Esse texto pode conter detalhes da trama do curta-metragem Inabitável (2020, Matheus Farias e Enock Carvalho), então se ainda não assistiu pense duas vezes antes de ler.
No cinema brasileiro contemporâneo, tem se tornado comum essa estratégia de utilizar o fantástico como uma forma de “atacar” uma realidade que está o tempo todo no limite do absurdo, especialmente desde as cisões políticas e sociais ocorridas na última década. Essa constante impressão e percepção de uma realidade volátil, frágil, entregue às constantes reviravoltas e intersecções do aleatório, do arbitrário, acaba tendo esse efeito interessante sobre quem produz ficção no país, esses elementos fantásticos aparecem como uma tentativa assumidamente frágil de assumir o controle sobre toda uma subjetividade que escaparia por entre os dedos de uma narrativa que se detivesse ao real.
Em Inabitável existe um tensionamento muito interessante nesse sentido, temos essa narrativa que o tempo todo busca afetar uma percepção muito particular da realidade através desses elementos. O curta inicia com a mãe que procura a filha desaparecida, e logo gera uma certa comoção na vizinhança e entre as amigas das duas - essa reação que, por parte das outras personagens se esboça quase de maneira verborrágica, por parte da mãe se expressa de maneira muito contida, é quase como se fosse cotidiano para ela estar à procura da filha, ou como se desde sempre ela esperasse por esse dia em que Roberta simplesmente sumiria. Essa reação diversa que o sumiço dela gera em cada uma das personagens acaba por emprestar verossimilhança àquilo que o espectador já estava o tempo todo “pescando” no ar: estamos diante de um enredo que trata da condição do Brasil como um dos países mais mata pessoas LGBTQI+ no mundo, e o filme parece iniciar “expondo” essa realidade.

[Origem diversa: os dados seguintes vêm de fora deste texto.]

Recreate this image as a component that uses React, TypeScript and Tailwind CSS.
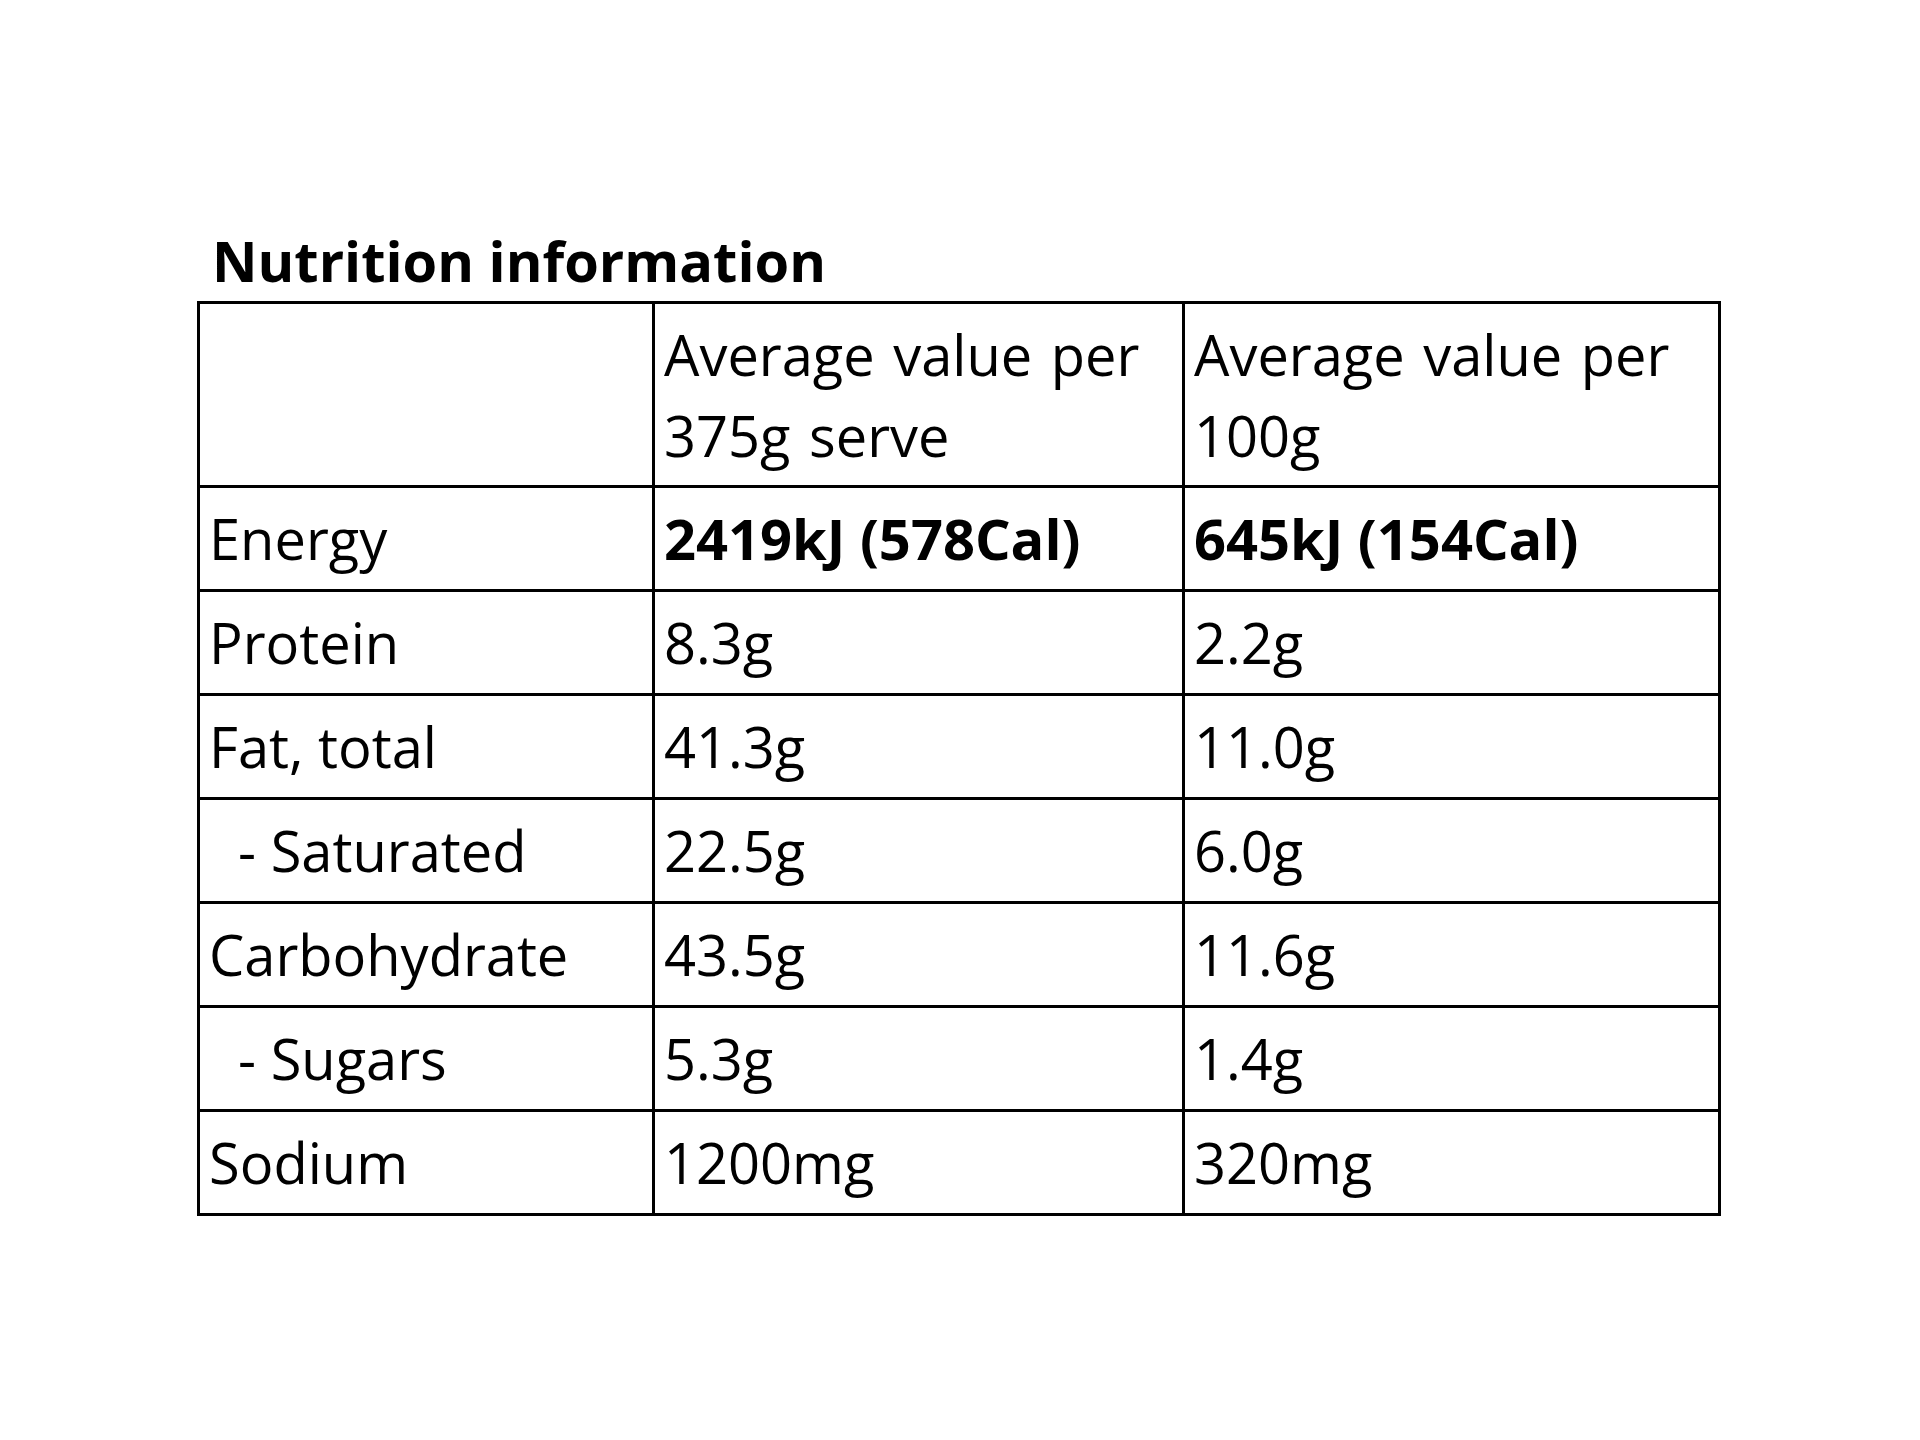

No momento em que esse contexto é evocado, enquanto a mãe e as amigas buscam pistas do paradeiro de Roberta em seu quarto, encontra-se um objeto “fantástico”, um amuleto luminoso que evidencia o poder da ligação entre Marilene e sua filha; entretanto, isso não é suficiente ainda para tirar a nossa atenção dessa realidade que assombra o sumiço de Roberta, e o frio na barriga segue até a cena em que Marilene vai até o IML fazer a identificação de um corpo que, segundo à análise dos legistas, pode ser o de sua filha - se a construção de todo o filme até então culminou nesse instante “dramático” de convergência, é aqui que o registro se mostra alheio a essa ideia que parece querer globalizar a narrativa, é aqui que se “ataca” essa realidade dos dados. O medo da morte diante do desaparecimento de uma mulher trans no Brasil se mostra nessa cena, em que Marilene não reconhece o corpo como sendo de sua filha, uma simples afetação dessa realidade aleatória e incontrolável que se coloca entre nós e a nossa leitura dos estímulos proporcionados pelo filme até aqui - não o índice que irá levar adiante a nossa narrativa.
É quase que um ato de recusa à esta realidade, muito simbólico através de sua ficcionalização, terminamos o curta com essa impressão; o filme contorna uma realidade para demonstrar como a sua leitura típica pode ser demonstrativa do próprio sintoma - o desaparecimento de uma mulher trans é deslocado completamente de um contexto de violência, embora o tempo todo tenhamos essa impressão, é um comentário sobre como acabamos normalizando uma realidade completamente permissiva à violação de direitos e liberdades das pessoas LGBTQI+ nosso país. Existe uma verdade colocada pelo filme que só pode ser acessada através da ficção, através desses elementos fantásticos e do que pode surgir de seu confronto com essa realidade.
Inabitável, dirigido por Matheus Farias e Enock Carvalho, integra a Mostra Competitiva de Curtas Brasileiros do 48° Festival de Cinema de Gramado e está disponível no Canal Brasil Play até hoje 20/09 às 20 horas. O 48° Festival de Cinema de Gramado começou no dia 17/09 e vai até o dia 26/09, com filmes disponíveis através do serviço de streaming oficial do Canal Brasil, e diversas outras atividades realizadas através das redes do festival.